In the initial phase of the offensive, 59th Army was held in reserve. The main part played by the 314th was during the Upper Silesian Offensive in March 1945. This operation was designed to drive the German forces out of this key industrial area while leaving the industries intact, so far as possible. When it began on March 15, the division was in the Oppeln - Ritterfere sector, and was tasked to launch a supporting attack to roll up the enemy's defense along the left bank of the Oder to the north. On March 16, the division had advanced 3 – 9 km, reaching the area north of Reinsdorf. On the 19th the division was pulled into the army commander's reserve in case of enemy counterattacks. On March 22, the second phase of the operation began, and the division was ordered to attack in the direction of Kroizendorf, but due to shortages of shells, the artillery preparation was weak and the division made little progress. In spite of this, someone in the STAVKA must have noticed that this hard-fighting division had only a battle honor and no collective decoration, so on April 5 the 314th Rifle Division was awarded the Order of Kutuzov, 2nd degree, for the successful conquest of the Dombrowski coalfield and the southern industrial area of southern Silesia, and for displaying valor and courage.

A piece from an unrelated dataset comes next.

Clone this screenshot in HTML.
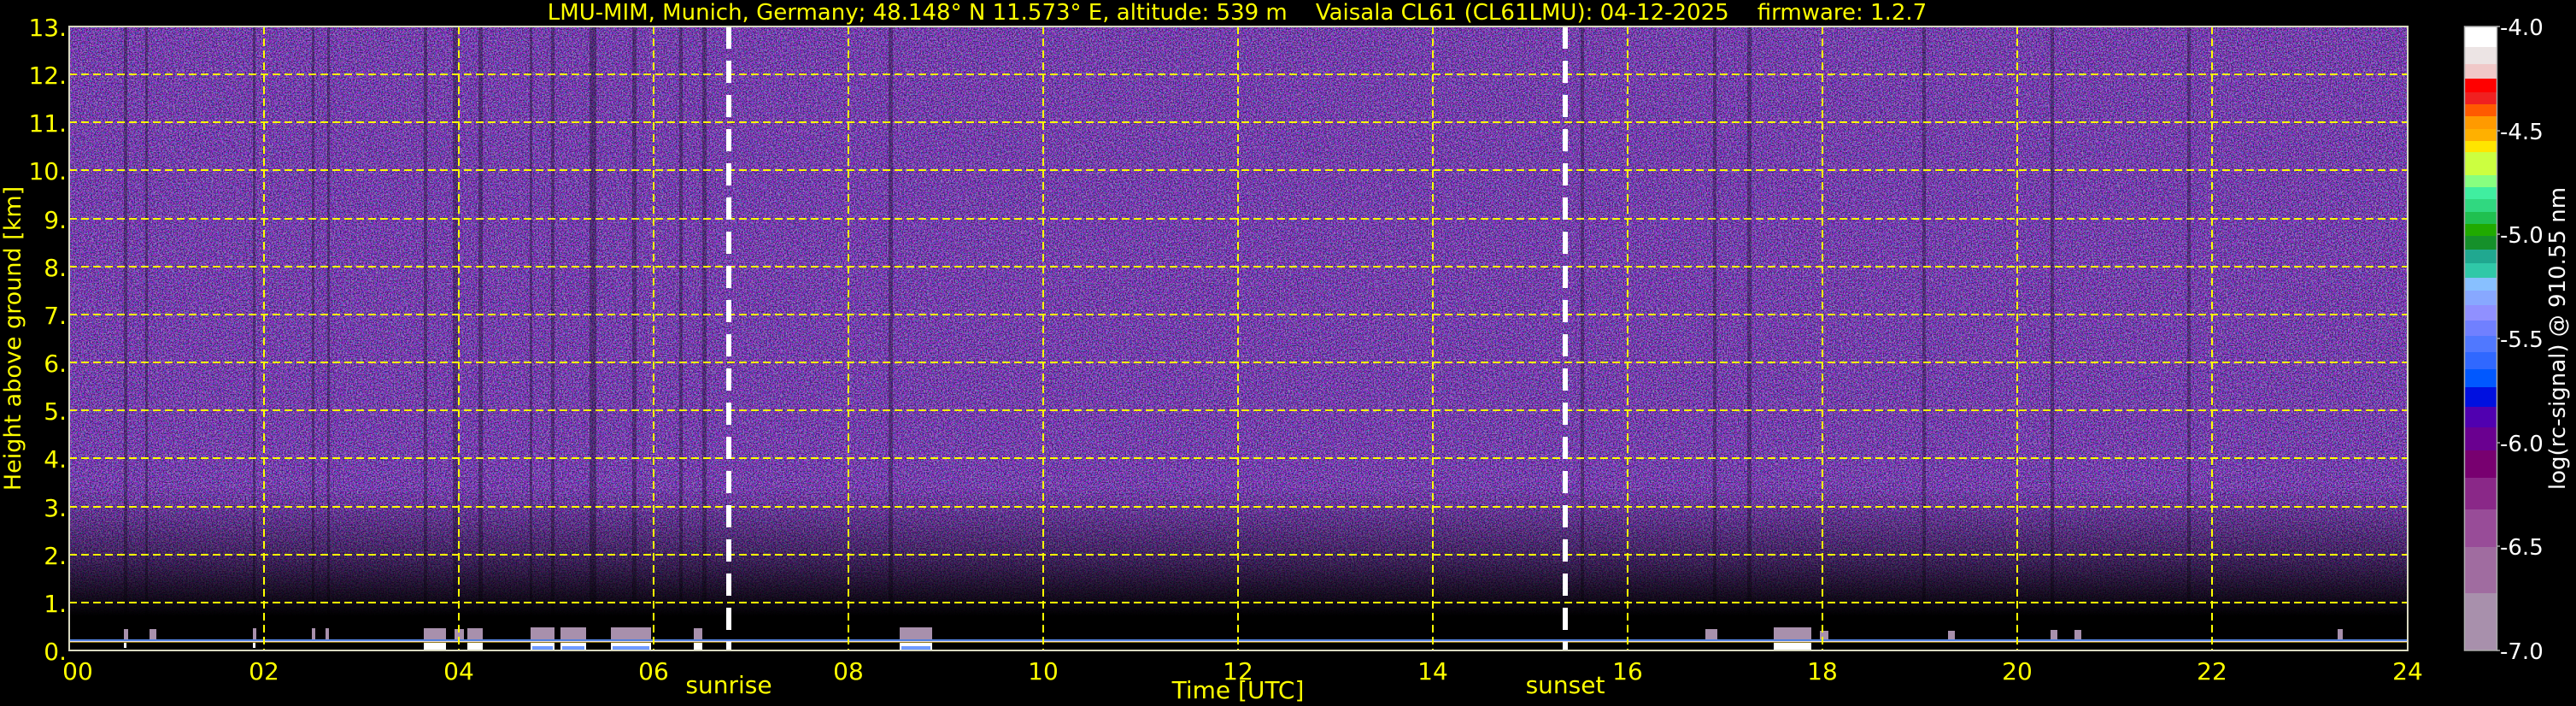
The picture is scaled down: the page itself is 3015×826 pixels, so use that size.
<!DOCTYPE html>
<html><head><meta charset="utf-8"><style>
html,body{margin:0;padding:0;background:#000;width:3015px;height:826px;overflow:hidden}
svg{display:block}
text{font-family:"DejaVu Sans","Liberation Sans",sans-serif}
</style></head><body>
<svg width="3015" height="826" viewBox="0 0 3015 826" xmlns="http://www.w3.org/2000/svg">
<defs>
<filter id="nz" x="0" y="0" width="100%" height="100%">
<feTurbulence type="fractalNoise" baseFrequency="0.6" numOctaves="1" seed="4" result="t"/>
<feColorMatrix in="t" type="matrix" values="
2.0 -0.8 0.2 0 -0.35
0.3 1.6 -1.2 0 -0.25
-0.2 0.4 2.4 0 -0.3
0 0 0 0 1"/>
</filter>
<filter id="bk" x="0" y="0" width="100%" height="100%">
<feTurbulence type="fractalNoise" baseFrequency="0.7" numOctaves="1" seed="11" result="t"/>
<feColorMatrix in="t" type="matrix" values="0 0 0 0 0  0 0 0 0 0  0 0 0 0 0  6 0 0 0 -2.8"/>
</filter>
<linearGradient id="fade" x1="0" y1="0" x2="0" y2="1">
<stop offset="0" stop-color="#fff"/>
<stop offset="0.74" stop-color="#fff"/>
<stop offset="0.84" stop-color="#999"/>
<stop offset="0.91" stop-color="#333"/>
<stop offset="0.945" stop-color="#000"/>
<stop offset="1" stop-color="#000"/>
</linearGradient>
<mask id="m"><rect x="81" y="31" width="2737" height="730" fill="url(#fade)"/></mask>
</defs>
<rect width="3015" height="826" fill="#000"/>
<text x="1448" y="23" fill="#ffff00" font-size="26" text-anchor="middle" xml:space="preserve">LMU-MIM, Munich, Germany; 48.148° N 11.573° E, altitude: 539 m    Vaisala CL61 (CL61LMU): 04-12-2025    firmware: 1.2.7</text>
<g mask="url(#m)">
<rect x="81" y="31" width="2737" height="730" fill="#7c4c9e"/>
<rect x="81" y="31" width="2737" height="730" filter="url(#nz)" opacity="0.5"/>
<rect x="81" y="31" width="2737" height="730" filter="url(#bk)" opacity="0.45"/>
<g fill="#000" opacity="0.3">
<rect x="145" y="31" width="4" height="730"/><rect x="170" y="31" width="3" height="730"/>
<rect x="296" y="31" width="3" height="730"/><rect x="365" y="31" width="3" height="730"/>
<rect x="383" y="31" width="3" height="730"/><rect x="496" y="31" width="4" height="730"/>
<rect x="530" y="31" width="6" height="730"/><rect x="560" y="31" width="5" height="730"/>
<rect x="620" y="31" width="3" height="730"/><rect x="645" y="31" width="4" height="730"/>
<rect x="690" y="31" width="8" height="730"/><rect x="740" y="31" width="5" height="730"/>
<rect x="795" y="31" width="4" height="730"/><rect x="822" y="31" width="5" height="730"/>
<rect x="1040" y="31" width="5" height="730"/><rect x="1850" y="31" width="4" height="730"/>
<rect x="2005" y="31" width="4" height="730"/><rect x="2045" y="31" width="5" height="730"/>
<rect x="2250" y="31" width="4" height="730"/><rect x="2400" y="31" width="4" height="730"/>
<rect x="2560" y="31" width="4" height="730"/>
</g>
</g>
<!-- low signal -->
<g>
<rect x="81" y="748" width="2737" height="2" fill="#5080e0"/>
<rect x="81" y="750" width="2737" height="1" fill="#f0e0e0"/>
<rect x="81" y="751" width="2737" height="1" fill="#e8c020" opacity="0.6"/>
<g fill="#a890ac">
<rect x="145" y="736" width="5" height="12"/><rect x="175" y="736" width="8" height="12"/>
<rect x="296" y="735" width="4" height="13"/><rect x="365" y="735" width="4" height="13"/>
<rect x="381" y="735" width="4" height="13"/>
<rect x="496" y="735" width="26" height="13"/><rect x="532" y="736" width="11" height="12"/>
<rect x="547" y="735" width="18" height="13"/><rect x="621" y="734" width="28" height="14"/>
<rect x="656" y="734" width="30" height="14"/><rect x="715" y="734" width="47" height="14"/>
<rect x="812" y="735" width="10" height="13"/><rect x="1053" y="734" width="38" height="14"/>
<rect x="1996" y="736" width="14" height="12"/><rect x="2076" y="734" width="44" height="14"/>
<rect x="2130" y="738" width="10" height="10"/><rect x="2280" y="738" width="8" height="10"/>
<rect x="2400" y="737" width="8" height="11"/><rect x="2428" y="737" width="8" height="11"/>
<rect x="2736" y="736" width="6" height="12"/>
</g>
<g fill="#fff">
<rect x="496" y="752" width="26" height="8"/><rect x="547" y="752" width="18" height="8"/>
<rect x="621" y="752" width="28" height="8"/><rect x="656" y="752" width="30" height="8"/>
<rect x="715" y="752" width="47" height="8"/><rect x="812" y="752" width="10" height="8"/>
<rect x="1053" y="752" width="38" height="8"/><rect x="2076" y="752" width="44" height="8"/>
<rect x="145" y="752" width="3" height="6"/><rect x="296" y="752" width="3" height="6"/>
</g>
<g fill="#4a80ff" opacity="0.8">
<rect x="623" y="756" width="24" height="4"/><rect x="658" y="756" width="26" height="4"/>
<rect x="717" y="756" width="43" height="4"/><rect x="1055" y="756" width="34" height="4"/>
</g>
</g>
<!-- grid -->
<g stroke="#ffff00" stroke-width="2" stroke-dasharray="9,5" fill="none">
<path d="M81 705H2818M81 649H2818M81 593H2818M81 536H2818M81 480H2818M81 424H2818M81 368H2818M81 312H2818M81 256H2818M81 199H2818M81 143H2818M81 87H2818"/>
<path d="M309 31V761M537 31V761M765 31V761M993 31V761M1221 31V761M1449 31V761M1677 31V761M1905 31V761M2133 31V761M2361 31V761M2589 31V761"/>
</g>
<g stroke="#fff" stroke-width="6" stroke-dasharray="26,14" fill="none">
<path d="M853 31V761M1832 31V761"/>
</g>
<rect x="81" y="31" width="2737" height="730" fill="none" stroke="#d8d8c0" stroke-width="2"/>
<!-- y labels -->
<g fill="#ffff00" font-size="28" text-anchor="end">
<text x="78" y="42">13.</text><text x="78" y="98">12.</text><text x="78" y="154">11.</text>
<text x="78" y="210">10.</text><text x="78" y="267">9.</text><text x="78" y="323">8.</text>
<text x="78" y="379">7.</text><text x="78" y="435">6.</text><text x="78" y="491">5.</text>
<text x="78" y="547">4.</text><text x="78" y="604">3.</text><text x="78" y="660">2.</text>
<text x="78" y="716">1.</text><text x="78" y="772">0.</text>
</g>
<text transform="translate(24,396) rotate(-90)" fill="#ffff00" font-size="27" text-anchor="middle">Height above ground [km]</text>
<g fill="#ffff00" font-size="28" text-anchor="middle">
<text x="91" y="795">00</text><text x="309" y="795">02</text><text x="537" y="795">04</text>
<text x="765" y="795">06</text><text x="993" y="795">08</text><text x="1221" y="795">10</text>
<text x="1449" y="795">12</text><text x="1677" y="795">14</text><text x="1905" y="795">16</text>
<text x="2133" y="795">18</text><text x="2361" y="795">20</text><text x="2589" y="795">22</text>
<text x="2818" y="795">24</text>
<text x="853" y="811">sunrise</text><text x="1832" y="811">sunset</text>
<text x="1449" y="817">Time [UTC]</text>
</g>
<!-- colorbar -->
<g>
<rect x="2885" y="31" width="37" height="24" fill="#ffffff"/>
<rect x="2885" y="55" width="37" height="20" fill="#ece4e4"/>
<rect x="2885" y="75" width="37" height="17" fill="#f0c8c8"/>
<rect x="2885" y="92" width="37" height="16" fill="#ff0000"/>
<rect x="2885" y="108" width="37" height="14" fill="#f02020"/>
<rect x="2885" y="122" width="37" height="14" fill="#ff5a00"/>
<rect x="2885" y="136" width="37" height="15" fill="#ff9a00"/>
<rect x="2885" y="151" width="37" height="14" fill="#ffb000"/>
<rect x="2885" y="165" width="37" height="13" fill="#ffe500"/>
<rect x="2885" y="178" width="37" height="27" fill="#ccff40"/>
<rect x="2885" y="205" width="37" height="14" fill="#88ff80"/>
<rect x="2885" y="219" width="37" height="14" fill="#40eea0"/>
<rect x="2885" y="233" width="37" height="15" fill="#30d880"/>
<rect x="2885" y="248" width="37" height="14" fill="#20c050"/>
<rect x="2885" y="262" width="37" height="14" fill="#20aa00"/>
<rect x="2885" y="276" width="37" height="16" fill="#15902a"/>
<rect x="2885" y="292" width="37" height="16" fill="#20a890"/>
<rect x="2885" y="308" width="37" height="17" fill="#30c8a8"/>
<rect x="2885" y="325" width="37" height="15" fill="#88c0ff"/>
<rect x="2885" y="340" width="37" height="17" fill="#88a8ff"/>
<rect x="2885" y="357" width="37" height="18" fill="#9090ff"/>
<rect x="2885" y="375" width="37" height="18" fill="#7080ff"/>
<rect x="2885" y="393" width="37" height="19" fill="#5078ff"/>
<rect x="2885" y="412" width="37" height="20" fill="#3068ff"/>
<rect x="2885" y="432" width="37" height="21" fill="#0058ff"/>
<rect x="2885" y="453" width="37" height="23" fill="#0010e0"/>
<rect x="2885" y="476" width="37" height="24" fill="#5000b0"/>
<rect x="2885" y="500" width="37" height="27" fill="#6a0090"/>
<rect x="2885" y="527" width="37" height="32" fill="#780070"/>
<rect x="2885" y="559" width="37" height="37" fill="#8a2888"/>
<rect x="2885" y="596" width="37" height="44" fill="#984c98"/>
<rect x="2885" y="640" width="37" height="54" fill="#a06ca0"/>
<rect x="2885" y="694" width="37" height="67" fill="#a890ac"/>
<rect x="2884.5" y="31" width="38" height="730" fill="none" stroke="#aaa" stroke-width="1.5"/>
</g>
<g fill="#fff" font-size="26">
<text x="2926" y="41">-4.0</text><text x="2926" y="163">-4.5</text>
<text x="2926" y="284">-5.0</text><text x="2926" y="406">-5.5</text>
<text x="2926" y="528">-6.0</text><text x="2926" y="649">-6.5</text>
<text x="2926" y="771">-7.0</text>
</g>
<g stroke="#aaa" stroke-width="1.5"><path d="M2922 31h4M2922 153h4M2922 274h4M2922 396h4M2922 518h4M2922 639h4M2922 761h4"/></g>
<text transform="translate(3002,396) rotate(-90)" fill="#fff" font-size="26" text-anchor="middle">log(rc-signal) @ 910.55 nm</text>
</svg>
</body></html>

When the shooting stopped the division was officially designated as the 314th Rifle, Kingisepp, Order of Kutuzov Division (Russian: 314-я стрелковая Кингисеппская ордена Кутузова дивизия).

== Postwar ==
According to STAVKA Order No. 11096 of May 29, 1945, part 7, the 314th is listed as one of the rifle divisions to be "disbanded in place". It was disbanded during the summer in the Central Group of Forces.